> **Requirements**: Locate each line with the string "React" in the listing below and copy it.

> **Records for processing**:
--
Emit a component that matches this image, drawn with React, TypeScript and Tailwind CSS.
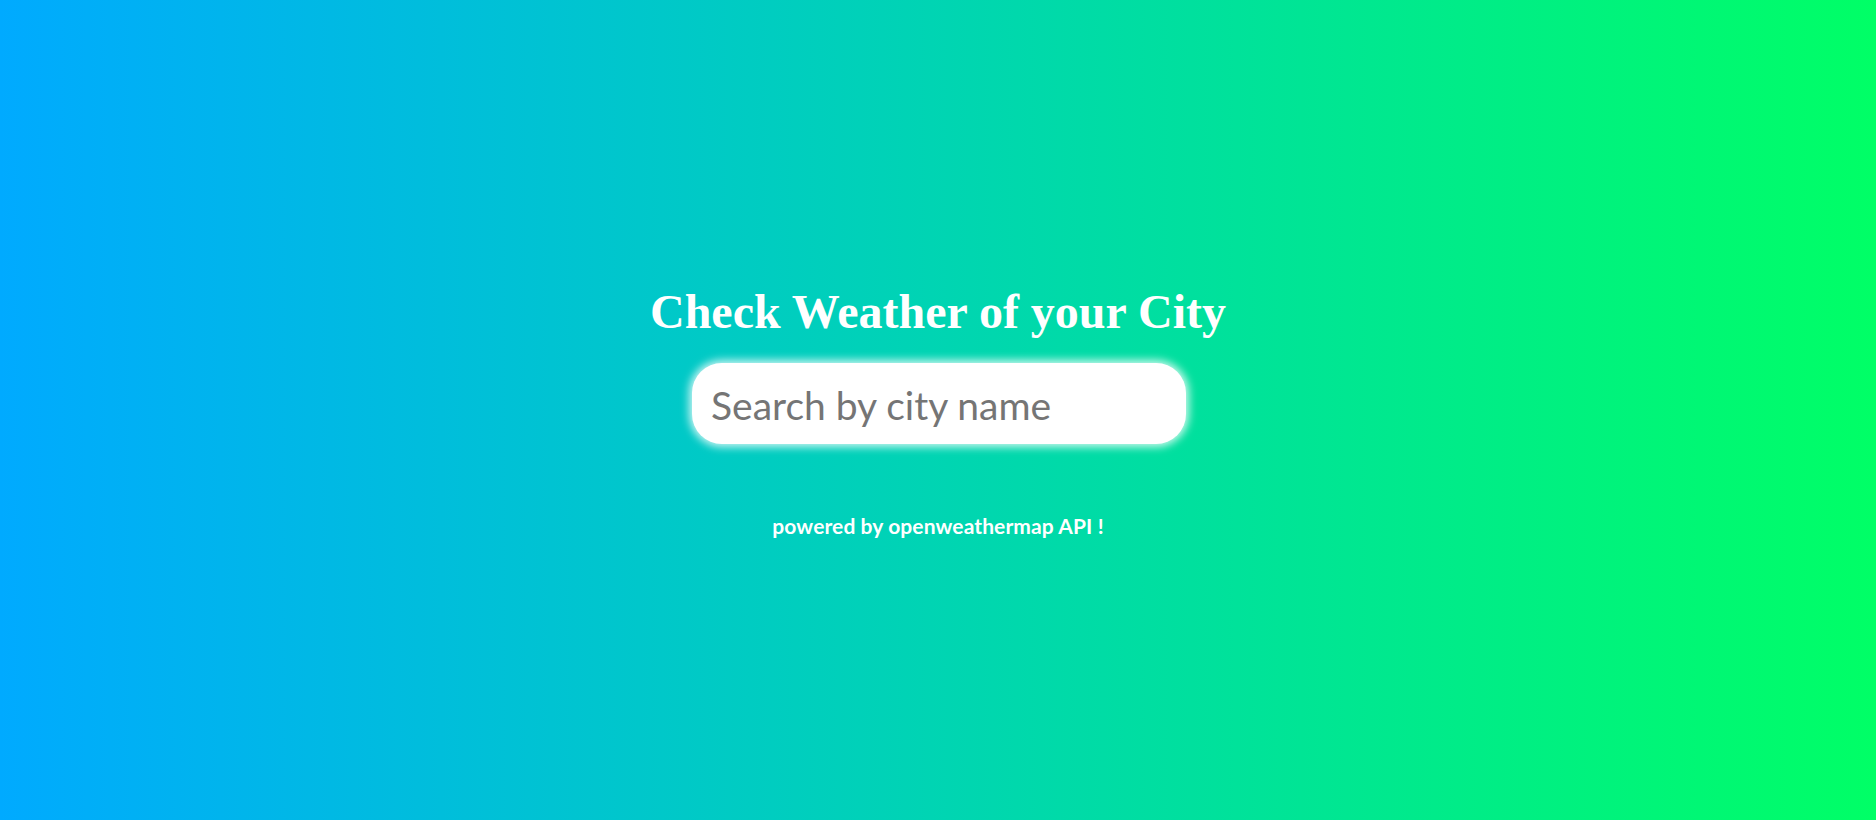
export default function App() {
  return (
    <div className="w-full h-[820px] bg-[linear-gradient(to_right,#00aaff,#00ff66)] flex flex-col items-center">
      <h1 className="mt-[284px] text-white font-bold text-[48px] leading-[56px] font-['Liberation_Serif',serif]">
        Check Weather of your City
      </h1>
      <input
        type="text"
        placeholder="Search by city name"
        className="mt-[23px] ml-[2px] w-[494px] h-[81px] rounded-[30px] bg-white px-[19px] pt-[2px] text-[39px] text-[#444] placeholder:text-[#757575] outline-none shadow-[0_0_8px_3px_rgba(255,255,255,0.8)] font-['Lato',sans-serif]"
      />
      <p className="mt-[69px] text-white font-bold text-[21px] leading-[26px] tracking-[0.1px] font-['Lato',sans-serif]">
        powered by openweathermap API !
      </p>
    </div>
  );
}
--
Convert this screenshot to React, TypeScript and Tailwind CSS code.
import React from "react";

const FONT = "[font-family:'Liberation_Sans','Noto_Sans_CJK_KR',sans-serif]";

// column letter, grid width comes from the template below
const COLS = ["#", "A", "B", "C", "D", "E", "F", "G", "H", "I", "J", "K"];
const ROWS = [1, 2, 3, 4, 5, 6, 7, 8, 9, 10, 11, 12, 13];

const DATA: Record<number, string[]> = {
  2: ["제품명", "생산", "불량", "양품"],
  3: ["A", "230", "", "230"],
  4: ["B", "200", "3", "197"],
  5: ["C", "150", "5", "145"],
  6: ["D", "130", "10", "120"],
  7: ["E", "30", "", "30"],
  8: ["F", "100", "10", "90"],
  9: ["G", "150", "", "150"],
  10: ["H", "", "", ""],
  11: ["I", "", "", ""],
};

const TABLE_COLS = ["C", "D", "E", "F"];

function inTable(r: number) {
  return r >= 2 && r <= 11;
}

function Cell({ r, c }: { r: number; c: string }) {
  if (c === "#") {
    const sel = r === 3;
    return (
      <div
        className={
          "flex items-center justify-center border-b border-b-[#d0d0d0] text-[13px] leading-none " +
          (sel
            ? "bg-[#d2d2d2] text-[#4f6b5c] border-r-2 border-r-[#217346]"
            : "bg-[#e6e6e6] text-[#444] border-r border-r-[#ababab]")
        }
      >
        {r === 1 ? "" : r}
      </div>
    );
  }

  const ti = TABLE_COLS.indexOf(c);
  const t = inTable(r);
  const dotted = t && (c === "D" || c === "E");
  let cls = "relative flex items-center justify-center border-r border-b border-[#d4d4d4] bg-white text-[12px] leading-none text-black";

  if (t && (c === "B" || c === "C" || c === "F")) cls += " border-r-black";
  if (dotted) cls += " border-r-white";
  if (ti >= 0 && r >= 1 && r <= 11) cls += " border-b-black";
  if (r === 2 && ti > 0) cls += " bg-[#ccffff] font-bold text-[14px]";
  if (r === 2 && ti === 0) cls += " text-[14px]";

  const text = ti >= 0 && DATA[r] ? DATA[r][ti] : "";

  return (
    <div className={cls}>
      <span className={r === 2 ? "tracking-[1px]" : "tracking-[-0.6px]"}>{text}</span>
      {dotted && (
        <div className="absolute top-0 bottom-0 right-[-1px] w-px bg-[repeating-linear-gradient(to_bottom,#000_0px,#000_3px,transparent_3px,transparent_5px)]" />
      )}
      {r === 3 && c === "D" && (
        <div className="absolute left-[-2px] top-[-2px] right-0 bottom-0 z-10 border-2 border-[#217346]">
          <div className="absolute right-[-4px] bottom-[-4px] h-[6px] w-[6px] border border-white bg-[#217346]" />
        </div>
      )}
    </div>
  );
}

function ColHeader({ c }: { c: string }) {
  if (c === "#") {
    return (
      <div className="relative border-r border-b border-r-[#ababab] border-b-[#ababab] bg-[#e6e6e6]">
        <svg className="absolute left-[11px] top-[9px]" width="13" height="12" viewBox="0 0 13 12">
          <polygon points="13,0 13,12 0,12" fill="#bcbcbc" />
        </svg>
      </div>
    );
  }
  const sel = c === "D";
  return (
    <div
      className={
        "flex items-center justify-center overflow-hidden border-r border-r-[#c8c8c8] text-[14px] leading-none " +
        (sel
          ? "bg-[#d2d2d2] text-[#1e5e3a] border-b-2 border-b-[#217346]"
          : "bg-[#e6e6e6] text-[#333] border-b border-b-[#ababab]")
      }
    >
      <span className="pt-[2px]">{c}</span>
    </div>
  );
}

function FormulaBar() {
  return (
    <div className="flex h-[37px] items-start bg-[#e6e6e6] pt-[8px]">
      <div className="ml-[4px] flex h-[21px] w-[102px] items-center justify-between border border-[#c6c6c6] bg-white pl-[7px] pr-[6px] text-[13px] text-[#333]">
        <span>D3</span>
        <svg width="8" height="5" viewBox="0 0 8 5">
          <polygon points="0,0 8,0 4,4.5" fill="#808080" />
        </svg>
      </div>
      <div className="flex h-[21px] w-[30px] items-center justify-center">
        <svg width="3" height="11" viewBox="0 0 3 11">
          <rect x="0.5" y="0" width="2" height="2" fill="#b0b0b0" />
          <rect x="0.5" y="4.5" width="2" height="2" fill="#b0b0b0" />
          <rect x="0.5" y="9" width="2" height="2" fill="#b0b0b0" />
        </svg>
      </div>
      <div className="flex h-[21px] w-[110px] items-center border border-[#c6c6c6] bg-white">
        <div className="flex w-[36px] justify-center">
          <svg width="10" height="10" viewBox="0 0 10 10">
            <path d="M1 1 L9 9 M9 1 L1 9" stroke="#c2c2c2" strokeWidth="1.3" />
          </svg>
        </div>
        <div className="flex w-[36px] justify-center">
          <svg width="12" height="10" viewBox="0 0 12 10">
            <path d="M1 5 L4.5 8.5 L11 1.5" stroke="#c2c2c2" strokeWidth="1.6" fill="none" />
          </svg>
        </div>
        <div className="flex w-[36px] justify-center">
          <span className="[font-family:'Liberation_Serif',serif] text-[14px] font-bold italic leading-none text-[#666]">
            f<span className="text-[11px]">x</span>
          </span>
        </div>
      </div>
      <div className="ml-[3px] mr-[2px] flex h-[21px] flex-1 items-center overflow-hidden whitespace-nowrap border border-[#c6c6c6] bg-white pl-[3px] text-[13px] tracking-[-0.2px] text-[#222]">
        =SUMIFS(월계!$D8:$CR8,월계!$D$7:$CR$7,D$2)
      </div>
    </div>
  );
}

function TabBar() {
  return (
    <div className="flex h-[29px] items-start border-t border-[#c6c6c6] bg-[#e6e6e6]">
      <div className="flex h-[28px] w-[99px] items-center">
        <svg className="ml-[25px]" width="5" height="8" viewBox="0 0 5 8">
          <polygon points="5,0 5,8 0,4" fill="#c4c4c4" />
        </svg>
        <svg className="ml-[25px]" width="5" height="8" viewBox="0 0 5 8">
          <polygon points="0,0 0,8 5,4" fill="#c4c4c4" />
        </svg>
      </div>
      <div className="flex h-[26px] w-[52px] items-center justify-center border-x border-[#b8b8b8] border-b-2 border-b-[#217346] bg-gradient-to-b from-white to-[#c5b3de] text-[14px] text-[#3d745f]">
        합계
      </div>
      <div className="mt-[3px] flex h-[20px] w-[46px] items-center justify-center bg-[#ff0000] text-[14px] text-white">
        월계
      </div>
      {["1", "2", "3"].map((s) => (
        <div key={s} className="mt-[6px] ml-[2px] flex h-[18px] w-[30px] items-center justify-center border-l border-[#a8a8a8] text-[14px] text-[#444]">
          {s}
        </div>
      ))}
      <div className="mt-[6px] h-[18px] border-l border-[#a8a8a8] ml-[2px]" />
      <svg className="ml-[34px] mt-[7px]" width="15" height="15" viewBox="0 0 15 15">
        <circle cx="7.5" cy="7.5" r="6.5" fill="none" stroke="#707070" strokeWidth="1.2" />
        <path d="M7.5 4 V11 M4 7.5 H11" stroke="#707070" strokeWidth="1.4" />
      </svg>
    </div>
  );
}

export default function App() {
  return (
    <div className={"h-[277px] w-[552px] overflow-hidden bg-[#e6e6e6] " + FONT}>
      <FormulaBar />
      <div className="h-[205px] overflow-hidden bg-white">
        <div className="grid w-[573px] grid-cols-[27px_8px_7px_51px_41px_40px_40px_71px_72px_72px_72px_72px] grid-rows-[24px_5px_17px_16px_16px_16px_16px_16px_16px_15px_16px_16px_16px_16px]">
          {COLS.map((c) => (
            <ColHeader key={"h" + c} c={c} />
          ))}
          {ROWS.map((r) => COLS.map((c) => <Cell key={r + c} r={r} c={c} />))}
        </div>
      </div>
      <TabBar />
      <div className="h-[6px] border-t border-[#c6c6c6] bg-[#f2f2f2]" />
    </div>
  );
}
--
> **Complete response**:
Emit a component that matches this image, drawn with React, TypeScript and Tailwind CSS.
Convert this screenshot to React, TypeScript and Tailwind CSS code.
import React from "react";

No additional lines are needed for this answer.